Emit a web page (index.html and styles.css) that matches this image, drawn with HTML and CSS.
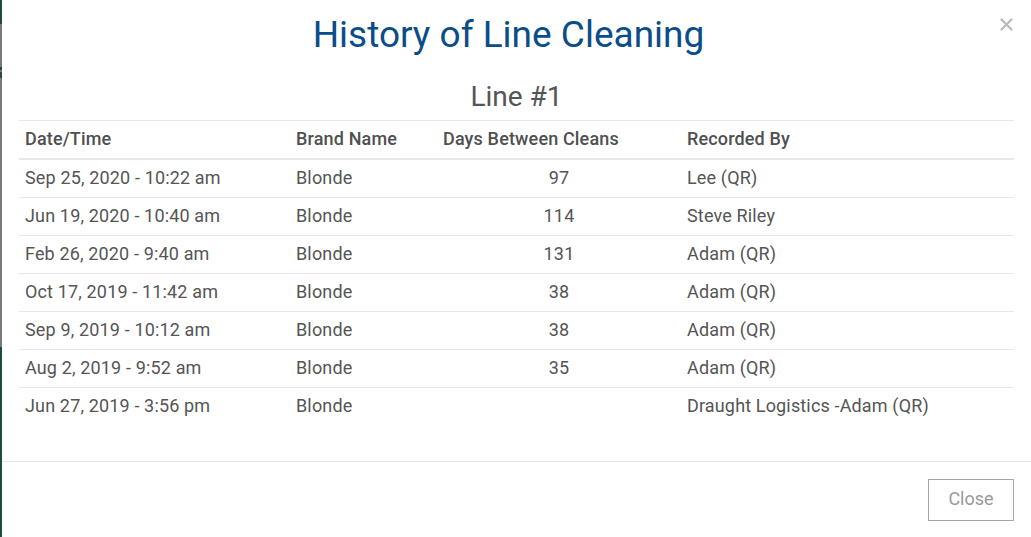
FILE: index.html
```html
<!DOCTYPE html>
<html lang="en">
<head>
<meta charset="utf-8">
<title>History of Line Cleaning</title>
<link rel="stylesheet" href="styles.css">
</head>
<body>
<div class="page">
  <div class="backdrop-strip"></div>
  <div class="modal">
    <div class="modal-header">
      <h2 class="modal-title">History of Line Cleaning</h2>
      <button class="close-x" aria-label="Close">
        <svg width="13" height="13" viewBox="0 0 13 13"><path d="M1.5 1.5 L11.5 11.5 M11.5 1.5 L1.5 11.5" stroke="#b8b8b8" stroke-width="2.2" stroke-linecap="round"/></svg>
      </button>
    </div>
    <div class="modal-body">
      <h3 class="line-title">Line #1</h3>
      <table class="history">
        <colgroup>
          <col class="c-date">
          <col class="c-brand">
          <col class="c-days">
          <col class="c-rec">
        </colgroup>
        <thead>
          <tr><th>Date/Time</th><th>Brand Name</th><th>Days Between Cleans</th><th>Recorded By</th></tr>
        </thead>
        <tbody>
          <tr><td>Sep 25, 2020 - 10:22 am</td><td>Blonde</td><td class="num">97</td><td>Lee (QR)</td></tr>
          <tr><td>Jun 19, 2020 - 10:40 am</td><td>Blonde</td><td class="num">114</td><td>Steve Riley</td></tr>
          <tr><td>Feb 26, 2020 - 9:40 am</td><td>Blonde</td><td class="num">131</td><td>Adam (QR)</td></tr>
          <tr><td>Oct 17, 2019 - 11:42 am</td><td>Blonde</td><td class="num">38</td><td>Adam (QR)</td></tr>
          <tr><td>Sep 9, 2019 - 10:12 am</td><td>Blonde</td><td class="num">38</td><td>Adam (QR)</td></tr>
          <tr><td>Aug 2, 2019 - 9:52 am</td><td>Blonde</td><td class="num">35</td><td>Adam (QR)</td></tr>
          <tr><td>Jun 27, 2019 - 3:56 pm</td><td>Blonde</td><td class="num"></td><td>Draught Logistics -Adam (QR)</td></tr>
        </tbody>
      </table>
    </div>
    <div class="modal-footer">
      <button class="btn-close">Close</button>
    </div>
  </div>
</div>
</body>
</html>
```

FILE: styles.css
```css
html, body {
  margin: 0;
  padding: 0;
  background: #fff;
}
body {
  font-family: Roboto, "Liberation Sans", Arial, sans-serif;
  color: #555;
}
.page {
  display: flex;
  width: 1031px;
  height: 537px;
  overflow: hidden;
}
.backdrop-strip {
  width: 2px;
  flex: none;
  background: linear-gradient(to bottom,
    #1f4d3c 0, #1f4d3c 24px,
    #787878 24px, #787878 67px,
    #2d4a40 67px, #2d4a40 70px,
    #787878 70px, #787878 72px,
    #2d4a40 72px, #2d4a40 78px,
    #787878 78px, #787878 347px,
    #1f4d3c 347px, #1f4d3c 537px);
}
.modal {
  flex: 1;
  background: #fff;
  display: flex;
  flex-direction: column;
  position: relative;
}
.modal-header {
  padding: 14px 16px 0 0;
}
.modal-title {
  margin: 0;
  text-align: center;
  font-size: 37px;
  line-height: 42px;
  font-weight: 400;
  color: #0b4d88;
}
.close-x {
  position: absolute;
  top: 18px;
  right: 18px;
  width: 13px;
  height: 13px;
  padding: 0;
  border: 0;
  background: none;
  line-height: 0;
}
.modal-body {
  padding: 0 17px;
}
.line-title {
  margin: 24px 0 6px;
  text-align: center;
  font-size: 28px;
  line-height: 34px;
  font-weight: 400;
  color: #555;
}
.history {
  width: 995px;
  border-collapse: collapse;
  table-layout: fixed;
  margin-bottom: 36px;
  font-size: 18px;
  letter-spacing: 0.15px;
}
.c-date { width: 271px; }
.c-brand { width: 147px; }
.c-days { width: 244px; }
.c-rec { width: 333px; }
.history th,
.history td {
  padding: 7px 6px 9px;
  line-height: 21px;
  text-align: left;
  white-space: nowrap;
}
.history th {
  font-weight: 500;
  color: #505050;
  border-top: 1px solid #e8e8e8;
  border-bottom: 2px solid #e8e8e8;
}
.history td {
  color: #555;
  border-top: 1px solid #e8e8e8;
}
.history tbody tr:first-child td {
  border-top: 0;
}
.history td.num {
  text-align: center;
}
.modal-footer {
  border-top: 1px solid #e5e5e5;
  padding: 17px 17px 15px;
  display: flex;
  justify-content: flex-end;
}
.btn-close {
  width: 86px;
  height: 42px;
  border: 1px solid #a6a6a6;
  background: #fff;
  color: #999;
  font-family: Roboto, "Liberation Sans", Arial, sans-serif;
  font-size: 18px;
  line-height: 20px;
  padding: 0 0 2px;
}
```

_____

Objective: Pictures in the data above should not be copied; transcribe everything else exactly.

Solution below:
Emit a web page (index.html and styles.css) that matches this image, drawn with HTML and CSS.
FILE: index.html
```html
<!DOCTYPE html>
<html lang="en">
<head>
<meta charset="utf-8">
<title>History of Line Cleaning</title>
<link rel="stylesheet" href="styles.css">
</head>
<body>
<div class="page">
  <div class="backdrop-strip"></div>
  <div class="modal">
    <div class="modal-header">
      <h2 class="modal-title">History of Line Cleaning</h2>
      <button class="close-x" aria-label="Close">
        <svg width="13" height="13" viewBox="0 0 13 13"><path d="M1.5 1.5 L11.5 11.5 M11.5 1.5 L1.5 11.5" stroke="#b8b8b8" stroke-width="2.2" stroke-linecap="round"/></svg>
      </button>
    </div>
    <div class="modal-body">
      <h3 class="line-title">Line #1</h3>
      <table class="history">
        <colgroup>
          <col class="c-date">
          <col class="c-brand">
          <col class="c-days">
          <col class="c-rec">
        </colgroup>
        <thead>
          <tr><th>Date/Time</th><th>Brand Name</th><th>Days Between Cleans</th><th>Recorded By</th></tr>
        </thead>
        <tbody>
          <tr><td>Sep 25, 2020 - 10:22 am</td><td>Blonde</td><td class="num">97</td><td>Lee (QR)</td></tr>
          <tr><td>Jun 19, 2020 - 10:40 am</td><td>Blonde</td><td class="num">114</td><td>Steve Riley</td></tr>
          <tr><td>Feb 26, 2020 - 9:40 am</td><td>Blonde</td><td class="num">131</td><td>Adam (QR)</td></tr>
          <tr><td>Oct 17, 2019 - 11:42 am</td><td>Blonde</td><td class="num">38</td><td>Adam (QR)</td></tr>
          <tr><td>Sep 9, 2019 - 10:12 am</td><td>Blonde</td><td class="num">38</td><td>Adam (QR)</td></tr>
          <tr><td>Aug 2, 2019 - 9:52 am</td><td>Blonde</td><td class="num">35</td><td>Adam (QR)</td></tr>
          <tr><td>Jun 27, 2019 - 3:56 pm</td><td>Blonde</td><td class="num"></td><td>Draught Logistics -Adam (QR)</td></tr>
        </tbody>
      </table>
    </div>
    <div class="modal-footer">
      <button class="btn-close">Close</button>
    </div>
  </div>
</div>
</body>
</html>
```

FILE: styles.css
```css
html, body {
  margin: 0;
  padding: 0;
  background: #fff;
}
body {
  font-family: Roboto, "Liberation Sans", Arial, sans-serif;
  color: #555;
}
.page {
  display: flex;
  width: 1031px;
  height: 537px;
  overflow: hidden;
}
.backdrop-strip {
  width: 2px;
  flex: none;
  background: linear-gradient(to bottom,
    #1f4d3c 0, #1f4d3c 24px,
    #787878 24px, #787878 67px,
    #2d4a40 67px, #2d4a40 70px,
    #787878 70px, #787878 72px,
    #2d4a40 72px, #2d4a40 78px,
    #787878 78px, #787878 347px,
    #1f4d3c 347px, #1f4d3c 537px);
}
.modal {
  flex: 1;
  background: #fff;
  display: flex;
  flex-direction: column;
  position: relative;
}
.modal-header {
  padding: 14px 16px 0 0;
}
.modal-title {
  margin: 0;
  text-align: center;
  font-size: 37px;
  line-height: 42px;
  font-weight: 400;
  color: #0b4d88;
}
.close-x {
  position: absolute;
  top: 18px;
  right: 18px;
  width: 13px;
  height: 13px;
  padding: 0;
  border: 0;
  background: none;
  line-height: 0;
}
.modal-body {
  padding: 0 17px;
}
.line-title {
  margin: 24px 0 6px;
  text-align: center;
  font-size: 28px;
  line-height: 34px;
  font-weight: 400;
  color: #555;
}
.history {
  width: 995px;
  border-collapse: collapse;
  table-layout: fixed;
  margin-bottom: 36px;
  font-size: 18px;
  letter-spacing: 0.15px;
}
.c-date { width: 271px; }
.c-brand { width: 147px; }
.c-days { width: 244px; }
.c-rec { width: 333px; }
.history th,
.history td {
  padding: 7px 6px 9px;
  line-height: 21px;
  text-align: left;
  white-space: nowrap;
}
.history th {
  font-weight: 500;
  color: #505050;
  border-top: 1px solid #e8e8e8;
  border-bottom: 2px solid #e8e8e8;
}
.history td {
  color: #555;
  border-top: 1px solid #e8e8e8;
}
.history tbody tr:first-child td {
  border-top: 0;
}
.history td.num {
  text-align: center;
}
.modal-footer {
  border-top: 1px solid #e5e5e5;
  padding: 17px 17px 15px;
  display: flex;
  justify-content: flex-end;
}
.btn-close {
  width: 86px;
  height: 42px;
  border: 1px solid #a6a6a6;
  background: #fff;
  color: #999;
  font-family: Roboto, "Liberation Sans", Arial, sans-serif;
  font-size: 18px;
  line-height: 20px;
  padding: 0 0 2px;
}
```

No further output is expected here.